═════ DATA PROVIDED ═════

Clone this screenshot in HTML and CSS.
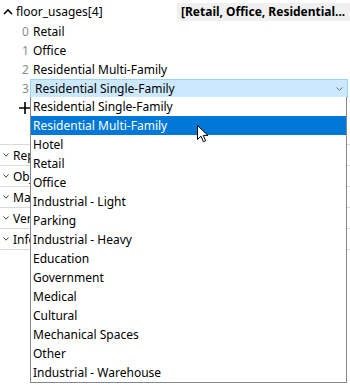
FILE: index.html
```html
<!DOCTYPE html>
<html lang="en">
    <head>
        <meta charset="UTF-8" />
        <meta name="viewport" content="width=device-width, initial-scale=1.0" />
        <title>floor_usages</title>
        <link rel="stylesheet" href="styles.css">
    </head>
    <body>
        <div class="grid">
            <div class="head">
                <div class="name">
                    <svg class="chev-up" width="10" height="7" viewBox="0 0 10 7"><path d="M1 6 L5 2 L9 6" fill="none" stroke="#000" stroke-width="1.6"/></svg>
                    <span>floor_usages[4]</span>
                </div>
                <div class="value">[Retail, Office, Residential...</div>
            </div>

            <div class="item"><span class="idx">0</span><span class="txt">Retail</span></div>
            <div class="item"><span class="idx">1</span><span class="txt">Office</span></div>
            <div class="item"><span class="idx">2</span><span class="txt">Residential Multi-Family</span></div>
            <div class="item">
                <span class="idx">3</span>
                <div class="combo">
                    <span>Residential Single-Family</span>
                    <svg width="7" height="4" viewBox="0 0 7 4"><path d="M0.5 0.5 L3.5 3.3 L6.5 0.5" fill="none" stroke="#6d6d6d" stroke-width="1"/></svg>
                </div>
            </div>
            <div class="add">
                <svg width="12" height="12" viewBox="0 0 12 12"><path d="M6 0 V12 M0 6 H12" stroke="#000" stroke-width="1.6"/></svg>
            </div>

            <!-- section titles are cut by the open popup -->
            <div class="sections">
                <div class="section"><svg width="6" height="4" viewBox="0 0 6 4"><path d="M0.5 0.5 L3 3.2 L5.5 0.5" fill="none" stroke="#444" stroke-width="1"/></svg><span class="title">Representation</span></div>
                <div class="section"><svg width="6" height="4" viewBox="0 0 6 4"><path d="M0.5 0.5 L3 3.2 L5.5 0.5" fill="none" stroke="#444" stroke-width="1"/></svg><span class="title">Object</span></div>
                <div class="section"><svg width="6" height="4" viewBox="0 0 6 4"><path d="M0.5 0.5 L3 3.2 L5.5 0.5" fill="none" stroke="#444" stroke-width="1"/></svg><span class="title">Material</span></div>
                <div class="section"><svg width="6" height="4" viewBox="0 0 6 4"><path d="M0.5 0.5 L3 3.2 L5.5 0.5" fill="none" stroke="#444" stroke-width="1"/></svg><span class="title">Version</span></div>
                <div class="section"><svg width="6" height="4" viewBox="0 0 6 4"><path d="M0.5 0.5 L3 3.2 L5.5 0.5" fill="none" stroke="#444" stroke-width="1"/></svg><span class="title">Information</span></div>
            </div>

            <ul class="dropdown">
                <li>Residential Single-Family</li>
                <li class="hover">Residential Multi-Family</li>
                <li>Hotel</li>
                <li>Retail</li>
                <li>Office</li>
                <li>Industrial - Light</li>
                <li>Parking</li>
                <li>Industrial - Heavy</li>
                <li>Education</li>
                <li>Government</li>
                <li>Medical</li>
                <li>Cultural</li>
                <li>Mechanical Spaces</li>
                <li>Other</li>
                <li>Industrial - Warehouse</li>
            </ul>

            <svg class="cursor" width="12" height="18" viewBox="0 0 12 18"><path d="M0.5 0.5 V14.5 L4 11.2 L6.4 16.8 L8.6 15.8 L6.3 10.4 L11 10.4 Z" fill="#fff" stroke="#000" stroke-width="1"/></svg>
        </div>
    </body>
</html>
```

FILE: styles.css
```css
* {
    margin: 0;
    padding: 0;
    box-sizing: border-box;
}
body {
    background: #fff;
    font-family: "Noto Sans", "Open Sans", sans-serif;
    font-size: 12px;
    color: #000;
}
.grid {
    width: 350px;
    height: 385px;
    position: relative;
    overflow: hidden;
}
.head {
    display: flex;
    height: 22px;
}
.head .name {
    width: 177px;
    display: flex;
    align-items: center;
    padding-left: 3px;
    gap: 3px;
}
.head .value {
    flex: 1;
    margin-top: 3px;
    height: 18px;
    background-color: #f0f0f0;
    font-weight: bold;
    padding-left: 4px;
    line-height: 18px;
    white-space: nowrap;
    overflow: hidden;
}
.item {
    display: flex;
    align-items: center;
    height: 19px;
    padding-left: 22px;
}
.idx {
    width: 8px;
    color: #8c8c8c;
}
.txt {
    padding-left: 3px;
}
.combo {
    flex: 1;
    margin-right: 2px;
    height: 19px;
    display: flex;
    align-items: center;
    justify-content: space-between;
    padding: 0 4px 0 4px;
    background-color: #cce8ff;
    border: 1px solid #99d1ff;
}
.add {
    height: 20px;
    padding-left: 19px;
    display: flex;
    align-items: center;
}
.sections {
    margin-top: 26px;
    border-bottom: 1px solid #dadada;
}
.section {
    height: 21px;
    border-top: 1px solid #dadada;
    display: flex;
    align-items: center;
    gap: 4px;
    padding-left: 3px;
}
.section .title {
    width: 18px;
    overflow: hidden;
    white-space: nowrap;
}
.dropdown {
    list-style: none;
    position: absolute;
    left: 30px;
    top: 97px;
    width: 317px;
    background-color: #fff;
    border: 1px solid #828790;
    border-top: none;
}
.dropdown li {
    height: 19px;
    line-height: 19px;
    padding-left: 2px;
    white-space: nowrap;
}
.dropdown .hover {
    background-color: #0078d7;
    color: #fff;
}
.cursor {
    position: absolute;
    left: 197px;
    top: 125px;
}
```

═════

GIVEN REQUEST:
Go through the data above and transcribe it in full, omitting any image.

SOLUTION TO THE PROBLEM:
Clone this screenshot in HTML and CSS.
FILE: index.html
```html
<!DOCTYPE html>
<html lang="en">
    <head>
        <meta charset="UTF-8" />
        <meta name="viewport" content="width=device-width, initial-scale=1.0" />
        <title>floor_usages</title>
        <link rel="stylesheet" href="styles.css">
    </head>
    <body>
        <div class="grid">
            <div class="head">
                <div class="name">
                    <svg class="chev-up" width="10" height="7" viewBox="0 0 10 7"><path d="M1 6 L5 2 L9 6" fill="none" stroke="#000" stroke-width="1.6"/></svg>
                    <span>floor_usages[4]</span>
                </div>
                <div class="value">[Retail, Office, Residential...</div>
            </div>

            <div class="item"><span class="idx">0</span><span class="txt">Retail</span></div>
            <div class="item"><span class="idx">1</span><span class="txt">Office</span></div>
            <div class="item"><span class="idx">2</span><span class="txt">Residential Multi-Family</span></div>
            <div class="item">
                <span class="idx">3</span>
                <div class="combo">
                    <span>Residential Single-Family</span>
                    <svg width="7" height="4" viewBox="0 0 7 4"><path d="M0.5 0.5 L3.5 3.3 L6.5 0.5" fill="none" stroke="#6d6d6d" stroke-width="1"/></svg>
                </div>
            </div>
            <div class="add">
                <svg width="12" height="12" viewBox="0 0 12 12"><path d="M6 0 V12 M0 6 H12" stroke="#000" stroke-width="1.6"/></svg>
            </div>

            <!-- section titles are cut by the open popup -->
            <div class="sections">
                <div class="section"><svg width="6" height="4" viewBox="0 0 6 4"><path d="M0.5 0.5 L3 3.2 L5.5 0.5" fill="none" stroke="#444" stroke-width="1"/></svg><span class="title">Representation</span></div>
                <div class="section"><svg width="6" height="4" viewBox="0 0 6 4"><path d="M0.5 0.5 L3 3.2 L5.5 0.5" fill="none" stroke="#444" stroke-width="1"/></svg><span class="title">Object</span></div>
                <div class="section"><svg width="6" height="4" viewBox="0 0 6 4"><path d="M0.5 0.5 L3 3.2 L5.5 0.5" fill="none" stroke="#444" stroke-width="1"/></svg><span class="title">Material</span></div>
                <div class="section"><svg width="6" height="4" viewBox="0 0 6 4"><path d="M0.5 0.5 L3 3.2 L5.5 0.5" fill="none" stroke="#444" stroke-width="1"/></svg><span class="title">Version</span></div>
                <div class="section"><svg width="6" height="4" viewBox="0 0 6 4"><path d="M0.5 0.5 L3 3.2 L5.5 0.5" fill="none" stroke="#444" stroke-width="1"/></svg><span class="title">Information</span></div>
            </div>

            <ul class="dropdown">
                <li>Residential Single-Family</li>
                <li class="hover">Residential Multi-Family</li>
                <li>Hotel</li>
                <li>Retail</li>
                <li>Office</li>
                <li>Industrial - Light</li>
                <li>Parking</li>
                <li>Industrial - Heavy</li>
                <li>Education</li>
                <li>Government</li>
                <li>Medical</li>
                <li>Cultural</li>
                <li>Mechanical Spaces</li>
                <li>Other</li>
                <li>Industrial - Warehouse</li>
            </ul>

            <svg class="cursor" width="12" height="18" viewBox="0 0 12 18"><path d="M0.5 0.5 V14.5 L4 11.2 L6.4 16.8 L8.6 15.8 L6.3 10.4 L11 10.4 Z" fill="#fff" stroke="#000" stroke-width="1"/></svg>
        </div>
    </body>
</html>
```

FILE: styles.css
```css
* {
    margin: 0;
    padding: 0;
    box-sizing: border-box;
}
body {
    background: #fff;
    font-family: "Noto Sans", "Open Sans", sans-serif;
    font-size: 12px;
    color: #000;
}
.grid {
    width: 350px;
    height: 385px;
    position: relative;
    overflow: hidden;
}
.head {
    display: flex;
    height: 22px;
}
.head .name {
    width: 177px;
    display: flex;
    align-items: center;
    padding-left: 3px;
    gap: 3px;
}
.head .value {
    flex: 1;
    margin-top: 3px;
    height: 18px;
    background-color: #f0f0f0;
    font-weight: bold;
    padding-left: 4px;
    line-height: 18px;
    white-space: nowrap;
    overflow: hidden;
}
.item {
    display: flex;
    align-items: center;
    height: 19px;
    padding-left: 22px;
}
.idx {
    width: 8px;
    color: #8c8c8c;
}
.txt {
    padding-left: 3px;
}
.combo {
    flex: 1;
    margin-right: 2px;
    height: 19px;
    display: flex;
    align-items: center;
    justify-content: space-between;
    padding: 0 4px 0 4px;
    background-color: #cce8ff;
    border: 1px solid #99d1ff;
}
.add {
    height: 20px;
    padding-left: 19px;
    display: flex;
    align-items: center;
}
.sections {
    margin-top: 26px;
    border-bottom: 1px solid #dadada;
}
.section {
    height: 21px;
    border-top: 1px solid #dadada;
    display: flex;
    align-items: center;
    gap: 4px;
    padding-left: 3px;
}
.section .title {
    width: 18px;
    overflow: hidden;
    white-space: nowrap;
}
.dropdown {
    list-style: none;
    position: absolute;
    left: 30px;
    top: 97px;
    width: 317px;
    background-color: #fff;
    border: 1px solid #828790;
    border-top: none;
}
.dropdown li {
    height: 19px;
    line-height: 19px;
    padding-left: 2px;
    white-space: nowrap;
}
.dropdown .hover {
    background-color: #0078d7;
    color: #fff;
}
.cursor {
    position: absolute;
    left: 197px;
    top: 125px;
}
```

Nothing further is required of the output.